- _WORK TO DO_
Return the material exactly, first line through the line containing "const toY = (bpm: number)", and nothing more. Pictures stay out.

- _DATA SEGMENT_
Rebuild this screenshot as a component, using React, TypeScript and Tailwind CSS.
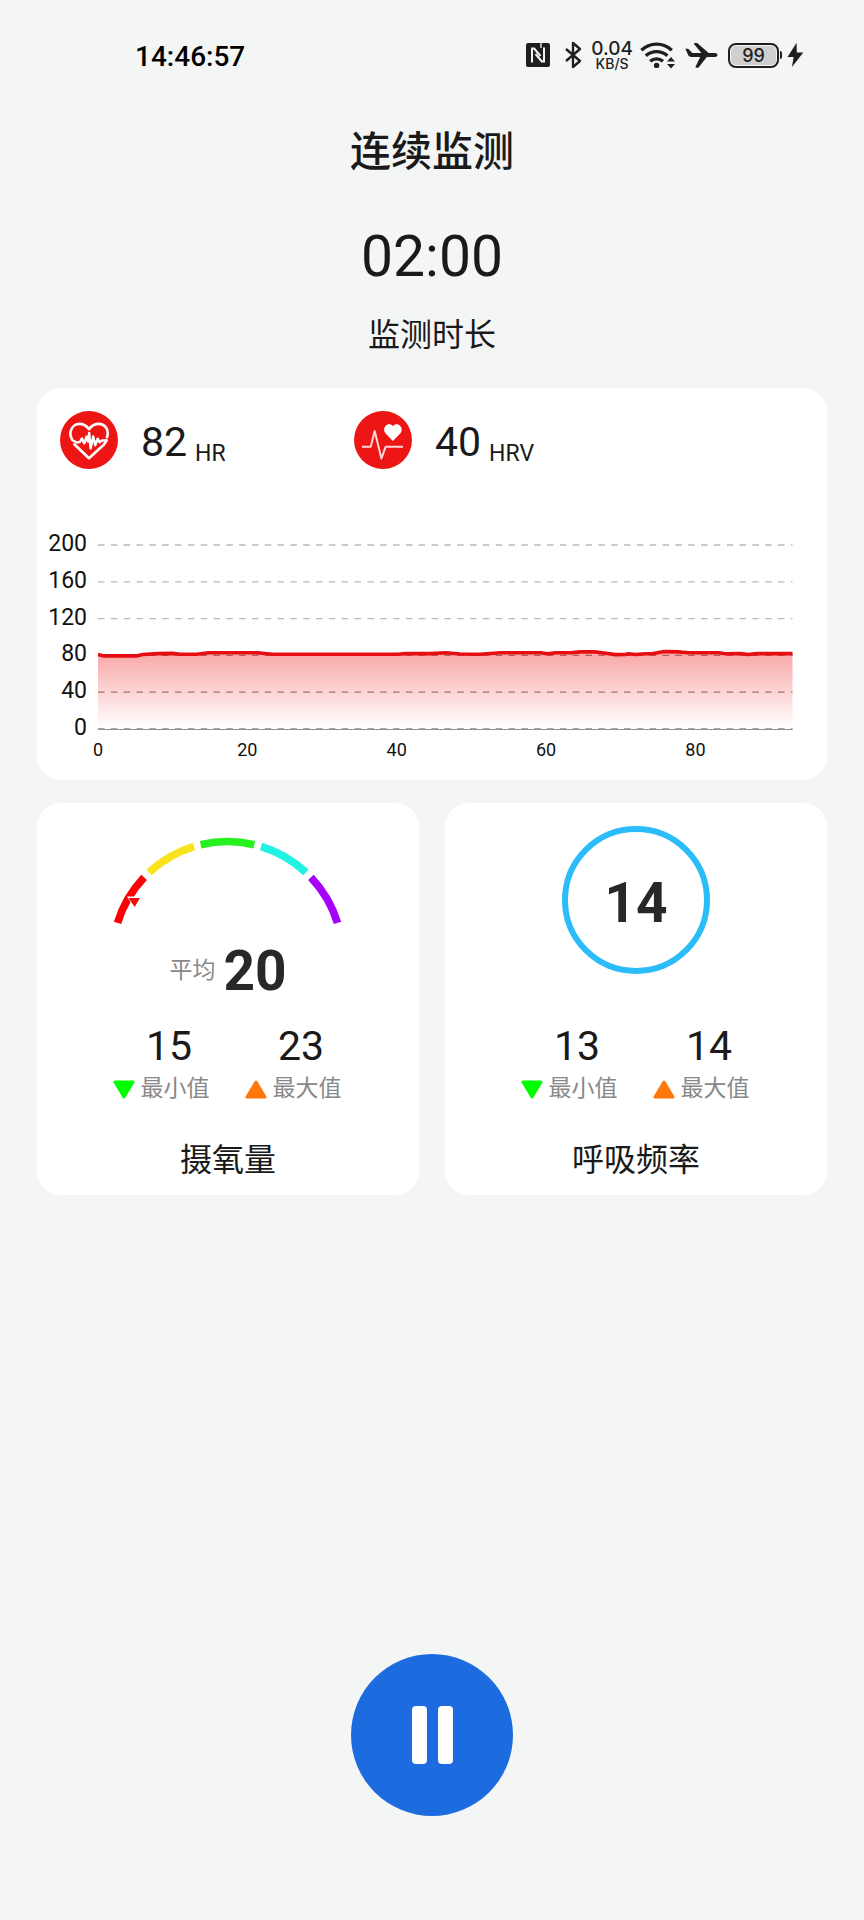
import type { ReactNode } from 'react'

const RED = '#ee1515'

const Y_TICKS = [200, 160, 120, 80, 40, 0]
const X_TICKS = [0, 20, 40, 60, 80]

// plot area inside the 790x290 chart box
const LEFT = 61
const RIGHT = 755.5
const BASE = 239
const TOP = 55

// [seconds, bpm]
const HEART_RATE: [number, number][] = [
  [0, 81], [0.8, 79.5], [5.1, 79.5], [6, 81], [8, 82], [10, 82.2], [11, 81.2], [13.2, 81.2],
  [14.8, 82.8], [21.3, 82.8], [23.3, 81.2], [40.2, 81.2], [41.2, 82], [44.5, 82], [46.5, 82.8],
  [48.5, 81.5], [51.2, 81.2], [53.9, 82.8], [59.3, 82.8], [60.2, 81.7], [61.3, 82.8], [63.3, 82.8],
  [64.6, 83.8], [66.5, 83.8], [68, 82.4], [69.3, 80.9], [70.6, 81], [71, 81.9], [72, 81],
  [73.3, 81.9], [74.2, 81.9], [75.8, 84.1], [77.7, 83.8], [79, 82.9], [83.1, 82.9], [84, 81.8],
  [86, 82], [87.1, 81], [88.2, 82], [93, 82],
]

const toX = (s: number) => LEFT + (s * (RIGHT - LEFT)) / 93
const toY = (bpm: number) => BASE - (bpm * (BASE - TOP)) / 200

function StatusBar() {
  return (
    <header className="flex h-[113px] items-center justify-between pr-[60px] pl-[135px] text-[#1f1f1f]">
      <time className="text-[28px] leading-8 font-medium text-black">14:46:57</time>
      <div className="flex items-center pb-[3px]">
        <svg width="24" height="24" viewBox="0 0 24 24" aria-hidden="true">
          <rect width="24" height="24" rx="2" fill="currentColor" />
          <path
            d="M6 19.500V5.500h2.200l6.300 7.500M18 4.500v14h-2.200L9.500 11"
            fill="none"
            stroke="#f4f6f6"
            strokeWidth="2"
          />
          <path d="M15 0v5" stroke="#f4f6f6" strokeWidth="1.300" />
        </svg>
        <svg className="ml-[14px]" width="18" height="28" viewBox="0 0 18 28" aria-hidden="true">
          <path
            d="M2 8l14 12-7 6V2l7 6L2 20"
            fill="none"
            stroke="currentColor"
            strokeWidth="2.400"
            strokeLinejoin="round"
          />
        </svg>
        <div className="ml-[9px] flex flex-col items-center font-[Inter]">
          <span className="text-[19px] leading-[17px] font-medium">0.04</span>
          <span className="text-[14px] leading-[14px] font-medium">KB/S</span>
        </div>
        <svg className="ml-[7px]" width="36" height="28" viewBox="0 0 36 28" aria-hidden="true">
          <g fill="none" stroke="currentColor" strokeWidth="3.400">
            <path d="M1.400 9.200a22 22 0 0 1 30.400 0" />
            <path d="M5.800 14.800a16 16 0 0 1 21.600 0" />
            <path d="M10.200 20.200a10 10 0 0 1 12.800 0" />
          </g>
          <circle cx="16.600" cy="24.400" r="2.700" fill="currentColor" />
          <path d="M27 20.500l4-4.500 4 4.500zM27 23l4 4.500 4-4.500z" fill="currentColor" />
        </svg>
        <svg className="ml-[9px]" width="33" height="28" viewBox="0 0 33 28" aria-hidden="true">
          <path
            d="M.3 7.800h2.800l4.400 4.200h8.900L9.400 3.400c-.6-.8-.4-1.500.4-1.500h2.400L23.600 12h6.400c1.500 0 2.500.8 2.500 2s-1 2-2.500 2h-8.200l-7.600 9.800c-.5.7-1 1-1.700 1h-1.300c-.7 0-.9-.5-.6-1.200L15.200 16H6.400c-1.500 0-2.400-.5-3.100-1.700z"
            fill="currentColor"
          />
        </svg>
        <div className="ml-[10px] flex items-center">
          <div className="h-[25px] w-[51px] rounded-lg border-2 border-current p-px">
            <div className="flex h-full items-center justify-center rounded-[5px] bg-[#cfcfcf] pt-px font-[Inter] text-[18px] leading-none font-medium">
              99
            </div>
          </div>
          <div className="ml-px h-2 w-[2px] rounded-r bg-current" />
        </div>
        <svg className="ml-[5px]" width="17" height="26" viewBox="0 0 17 26" aria-hidden="true">
          <path d="M9.600.8L.5 15h6.100L5 25 16.300 10.400H9.800z" fill="currentColor" />
        </svg>
      </div>
    </header>
  )
}

function HeartRateIcon() {
  return (
    <svg width="58" height="58" viewBox="0 0 58 58" aria-hidden="true">
      <circle cx="29" cy="29" r="29" fill={RED} />
      <g fill="none" stroke="#fff" strokeLinecap="round" strokeLinejoin="round">
        <path
          d="M12 28.500c-1.300-2.600-2-5-1.600-7.400 1-5 4.600-8.200 8.700-8.200 4.200 0 7.600 2 9.900 5.300 2.300-3.300 5.600-5.300 9.800-5.300 5.200 0 8.900 4 8.900 9 0 1.600-.2 3-.7 4.300M14.300 33.300L29 47.300l14.500-13.300 3-4.300"
          strokeWidth="2.600"
        />
        <path
          d="M12.500 29.300l4.300 2.200 3.200-.6 2-3.500 2.300 5 2.200-6.800 1.500 5L29.200 22l1.400 15.500 2.600-12 2 8.800 2.500-6.600 2 3.600 2.300-1.800 4.500-.2"
          strokeWidth="2.400"
        />
      </g>
    </svg>
  )
}

function HrvIcon() {
  return (
    <svg width="58" height="58" viewBox="0 0 58 58" aria-hidden="true">
      <circle cx="29" cy="29" r="29" fill={RED} />
      <path
        d="M8 35.700h8.700L20.700 20l6.700 27.500 4.300-11.800H49"
        fill="none"
        stroke="#ffd9d9"
        strokeWidth="2"
        strokeLinejoin="round"
      />
      <path
        d="M38.900 30l-7.300-7.400c-2-2.200-2-5.400-.1-7.600 2-2.300 5.600-2.300 7.400.2 1.800-2.500 5.400-2.500 7.400-.2 1.900 2.200 1.900 5.400-.1 7.600z"
        fill="#fff"
      />
    </svg>
  )
}

function Metric({ icon, value, unit }: { icon: ReactNode; value: number; unit: string }) {
  return (
    <div className="flex items-center gap-[23px]">
      {icon}
      <div className="mt-1 flex items-end gap-2">
        <span className="text-[41px] leading-[46px]">{value}</span>
        <span className="text-[23px] leading-[23px]">{unit}</span>
      </div>
    </div>
  )
}

function HeartRateChart() {
  const line = HEART_RATE.map(([s, bpm]) => `${toX(s).toFixed(1)},${toY(bpm).toFixed(1)}`).join(' ')

  return (
    <svg className="mt-[21px] block w-full" viewBox="0 0 790 290" role="img" aria-label="HR">
      <defs>
        <linearGradient id="hr-fill" x1="0" y1="0" x2="0" y2="1">
          <stop offset="0" stopColor={RED} stopOpacity="0.38" />
          <stop offset="1" stopColor={RED} stopOpacity="0" />
        </linearGradient>
      </defs>
      {Y_TICKS.map((tick) => (
        <g key={tick}>
          <text x="50" y={toY(tick) + 6} textAnchor="end" fontSize="23" fill="#111">
            {tick}
          </text>
          <line
            x1={LEFT}
            x2={RIGHT}
            y1={toY(tick)}
            y2={toY(tick)}
            stroke={tick > 80 ? '#b9b9b9' : '#8a8a8a'}
            strokeWidth="1.300"
            strokeDasharray="6.500 6.330"
          />
        </g>
      ))}
      <line x1={LEFT} x2={RIGHT} y1={BASE + 0.5} y2={BASE + 0.5} stroke="#8f8f8f" />
      <polygon points={`${LEFT},${BASE} ${line} ${RIGHT},${BASE}`} fill="url(#hr-fill)" />
      <polyline points={line} fill="none" stroke="#e60e12" strokeWidth="3.600" strokeLinejoin="round" />
      {X_TICKS.map((tick) => (
        <text key={tick} x={toX(tick)} y="266" textAnchor="middle" fontSize="18" fill="#111">
          {tick}
        </text>
      ))}
    </svg>
  )
}

const GAUGE = [
  { from: 163, to: 136.5, color: '#fb0207' },
  { from: 133, to: 107, color: '#f8e31c' },
  { from: 103.5, to: 76.5, color: '#27f01f' },
  { from: 73, to: 47, color: '#20f2e4' },
  { from: 43.5, to: 17, color: '#a602fb' },
]

function arc(from: number, to: number) {
  const point = (deg: number) => {
    const rad = (deg * Math.PI) / 180
    return `${(119.5 + 115 * Math.cos(rad)).toFixed(1)} ${(130.5 - 115 * Math.sin(rad)).toFixed(1)}`
  }
  return `M${point(from)}A115 115 0 0 1 ${point(to)}`
}

function OxygenDial() {
  return (
    <div className="flex flex-col items-center">
      <svg width="240" height="110" viewBox="0 0 240 110" aria-hidden="true">
        {GAUGE.map((part) => (
          <path key={part.color} d={arc(part.from, part.to)} fill="none" stroke={part.color} strokeWidth="7.700" />
        ))}
        <path d="M19 70.500h15.500l-8 12z" fill="#fff" />
        <path d="M20.500 72h11.500l-5.300 9z" fill="#f00d12" />
      </svg>
      <div className="mt-[6px] flex items-center gap-2">
        <span className="text-[23px] leading-7 text-[#888]">平均</span>
        <span className="text-[55px] leading-[58px] font-bold text-[#282828]">20</span>
      </div>
    </div>
  )
}

function BreathDial() {
  return (
    <div className="flex size-[148px] items-center justify-center rounded-full border-6 border-[#2cbcf9] pt-[6px]">
      <span className="text-[55px] leading-[56px] font-bold text-[#282828]">14</span>
    </div>
  )
}

function Extreme({ kind, value }: { kind: 'min' | 'max'; value: number }) {
  const min = kind === 'min'
  return (
    <div className="flex flex-col items-center">
      <span className="pl-4 text-[41px] leading-[42px]">{value}</span>
      <span className="mt-2 flex items-center gap-[6px] text-[23px] leading-7 text-[#888]">
        <svg width="22" height="19" viewBox="0 0 22 19" aria-hidden="true">
          <path
            d={min ? 'M2 2h18l-9 15z' : 'M2 17h18L11 2z'}
            fill={min ? '#0f0' : '#ff770b'}
            stroke={min ? '#0f0' : '#ff770b'}
            strokeWidth="3"
            strokeLinejoin="round"
          />
        </svg>
        {min ? '最小值' : '最大值'}
      </span>
    </div>
  )
}

function StatCard({ title, min, max, children }: { title: string; min: number; max: number; children: ReactNode }) {
  return (
    <section className="flex flex-col items-center rounded-3xl bg-white pt-[23px] pb-[15px]">
      <div className="h-[184px]">{children}</div>
      <div className="mt-[15px] flex gap-[35px] pr-[2px]">
        <Extreme kind="min" value={min} />
        <Extreme kind="max" value={max} />
      </div>
      <h2 className="mt-[37px] text-[32px] leading-10">{title}</h2>
    </section>
  )
}

export default function App() {
  return (
    <div className="flex min-h-screen flex-col bg-[#f4f6f6] font-[Roboto,'Noto_Sans_CJK_SC',sans-serif] text-[#1a1a1a]">
      <StatusBar />
      <main className="flex flex-1 flex-col px-[37px] pb-[104px]">
        <div className="text-center">
          <h1 className="mt-[7px] text-[41px] leading-[64px] font-medium">连续监测</h1>
          <p className="mt-[41px] text-[57px] leading-16">02:00</p>
          <p className="mt-[26px] text-[32px] leading-10">监测时长</p>
        </div>

        <section className="mt-[33px] overflow-hidden rounded-3xl bg-white pt-[23px]">
          <div className="grid grid-cols-[2fr_3fr] pr-8 pl-[23px]">
            <Metric icon={<HeartRateIcon />} value={82} unit="HR" />
            <Metric icon={<HrvIcon />} value={40} unit="HRV" />
          </div>
          <HeartRateChart />
        </section>

        <div className="mt-[23px] grid grid-cols-2 gap-[26px]">
          <StatCard title="摄氧量" min={15} max={23}>
            <OxygenDial />
          </StatCard>
          <StatCard title="呼吸频率" min={13} max={14}>
            <BreathDial />
          </StatCard>
        </div>

        <button
          type="button"
          aria-label="暂停"
          className="mx-auto mt-auto flex size-[162px] items-center justify-center gap-[11px] rounded-full bg-[#1c6cdf]"
        >
          <span className="h-[58px] w-[15px] rounded bg-white" />
          <span className="h-[58px] w-[15px] rounded bg-white" />
        </button>
      </main>
    </div>
  )
}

- _FINAL RESULT_
Rebuild this screenshot as a component, using React, TypeScript and Tailwind CSS.
import type { ReactNode } from 'react'

const RED = '#ee1515'

const Y_TICKS = [200, 160, 120, 80, 40, 0]
const X_TICKS = [0, 20, 40, 60, 80]

// plot area inside the 790x290 chart box
const LEFT = 61
const RIGHT = 755.5
const BASE = 239
const TOP = 55

// [seconds, bpm]
const HEART_RATE: [number, number][] = [
  [0, 81], [0.8, 79.5], [5.1, 79.5], [6, 81], [8, 82], [10, 82.2], [11, 81.2], [13.2, 81.2],
  [14.8, 82.8], [21.3, 82.8], [23.3, 81.2], [40.2, 81.2], [41.2, 82], [44.5, 82], [46.5, 82.8],
  [48.5, 81.5], [51.2, 81.2], [53.9, 82.8], [59.3, 82.8], [60.2, 81.7], [61.3, 82.8], [63.3, 82.8],
  [64.6, 83.8], [66.5, 83.8], [68, 82.4], [69.3, 80.9], [70.6, 81], [71, 81.9], [72, 81],
  [73.3, 81.9], [74.2, 81.9], [75.8, 84.1], [77.7, 83.8], [79, 82.9], [83.1, 82.9], [84, 81.8],
  [86, 82], [87.1, 81], [88.2, 82], [93, 82],
]

const toX = (s: number) => LEFT + (s * (RIGHT - LEFT)) / 93
const toY = (bpm: number) => BASE - (bpm * (BASE - TOP)) / 200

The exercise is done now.